I have a recipe for a cheesecake that I'd like to double. Of course I would have to use a 9 X 13 pan and make it into bars (which I don't mind). It will eventually get covered with a chocolate mint ganache. With that in mind, how important is the water bath? Can I forgo it altogether (since it will be a 9 X 13 pan and hard to water bathe)? Or should I put a pan of water below the pan to help keep moisture in the oven?
The water bath for a cheesecake is to control the temperature of the thick custard in the springform pan (cheesecake is technically a custard) - you don't need to worry about the moisture of the oven in the absence of a water bath.
The equivalency you stated of your pan volumes is a problem, though. The two pans are not as comparable as your volumes suggest. The area of a 9" round pan (your springform) would be π x r² = 3.14 x (4.5")² = 64 in.² (roughly). The area of a 9" x 13" rectangular pan would be 9" x 13" = 117 in.² which is roughly twice the area of the springform pan. What that means is that the same volume of cheesecake filling would fill a 9" x 13" pan roughly half as full as a 9" springform pan.

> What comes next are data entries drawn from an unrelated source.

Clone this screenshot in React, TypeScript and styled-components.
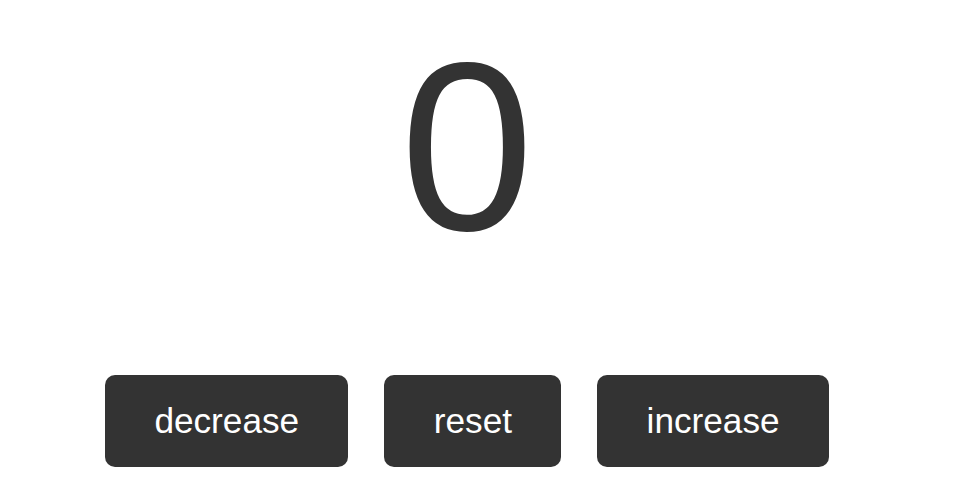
import React, { useState } from "react";
import styled, { createGlobalStyle } from "styled-components";

const GlobalStyle = createGlobalStyle`
  html, body {
    margin: 0;
    padding: 0;
    background: #ffffff;
  }
  body {
    font-family: "Liberation Sans", Arial, sans-serif;
  }
`;

const Page = styled.main`
  width: 934px;
  display: flex;
  flex-direction: column;
  align-items: center;
  padding-top: 9px;
`;

const Count = styled.h1`
  margin: 0;
  font-family: "Liberation Sans", Arial, sans-serif;
  font-weight: 400;
  font-size: 240px;
  line-height: normal;
  color: #333333;
`;

const Controls = styled.div`
  display: flex;
  gap: 36px;
  margin-top: 90px;
`;

const Button = styled.button`
  font-family: "Liberation Sans", Arial, sans-serif;
  font-size: 35.2px;
  line-height: normal;
  padding: 26px 49.3px;
  border: none;
  border-radius: 10px;
  background: #333333;
  color: #ffffff;
  cursor: pointer;
`;

export default function App() {
  const [count, setCount] = useState(0);
  return (
    <>
      <GlobalStyle />
      <Page>
        <Count>{count}</Count>
        <Controls>
          <Button onClick={() => setCount((c) => c - 1)}>decrease</Button>
          <Button onClick={() => setCount(0)}>reset</Button>
          <Button onClick={() => setCount((c) => c + 1)}>increase</Button>
        </Controls>
      </Page>
    </>
  );
}
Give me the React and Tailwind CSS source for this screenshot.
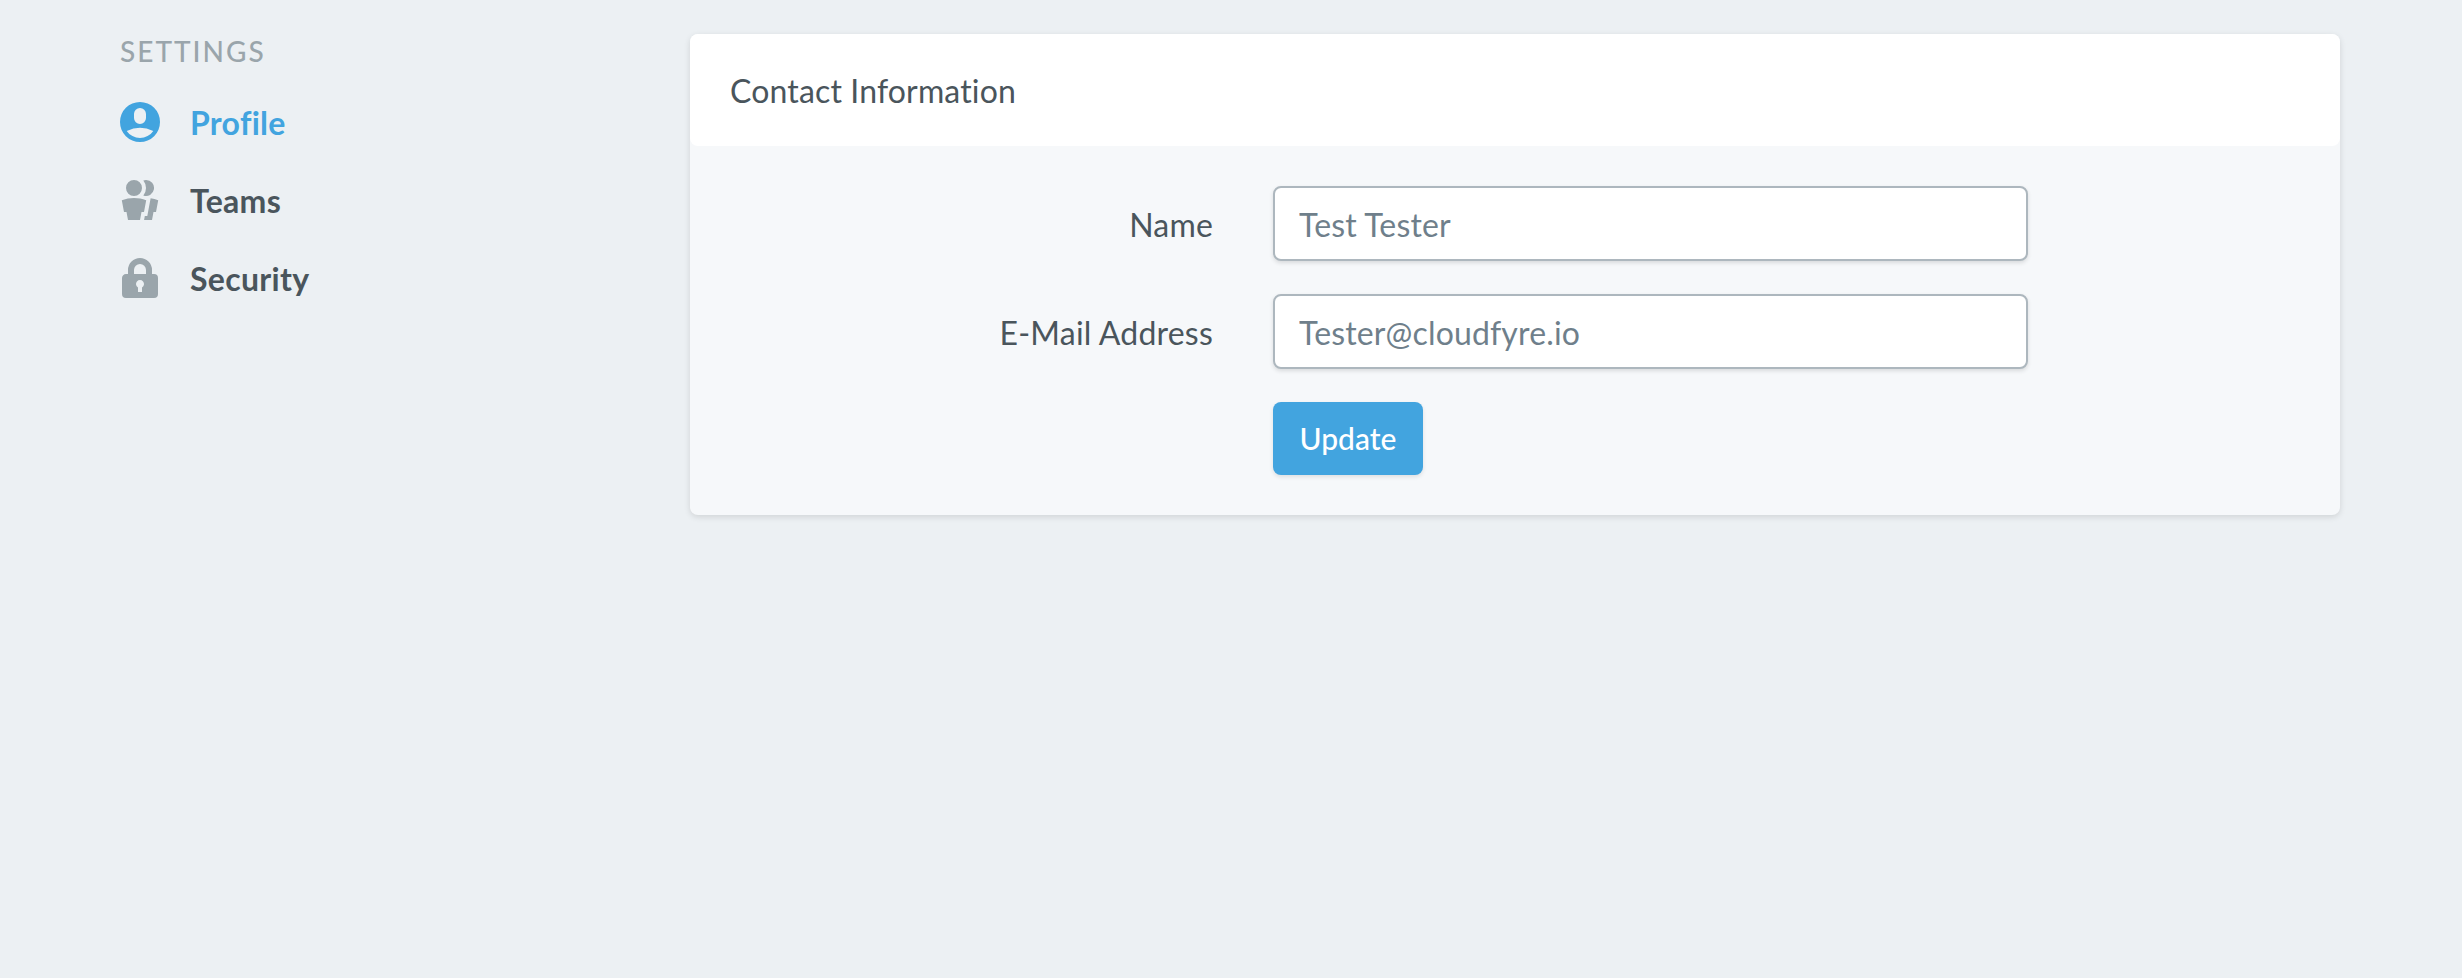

Unless you have a huge amount of filling, the custard should set-up much more quickly in the larger pan and should not be as much of a problem to bring-up to temperature evenly like a thicker cheesecake in a springform pan. As long as you aren't planning to bake your bars in a scorching-hot oven and you remove them from the oven before they look fully set, you won't need the water bath.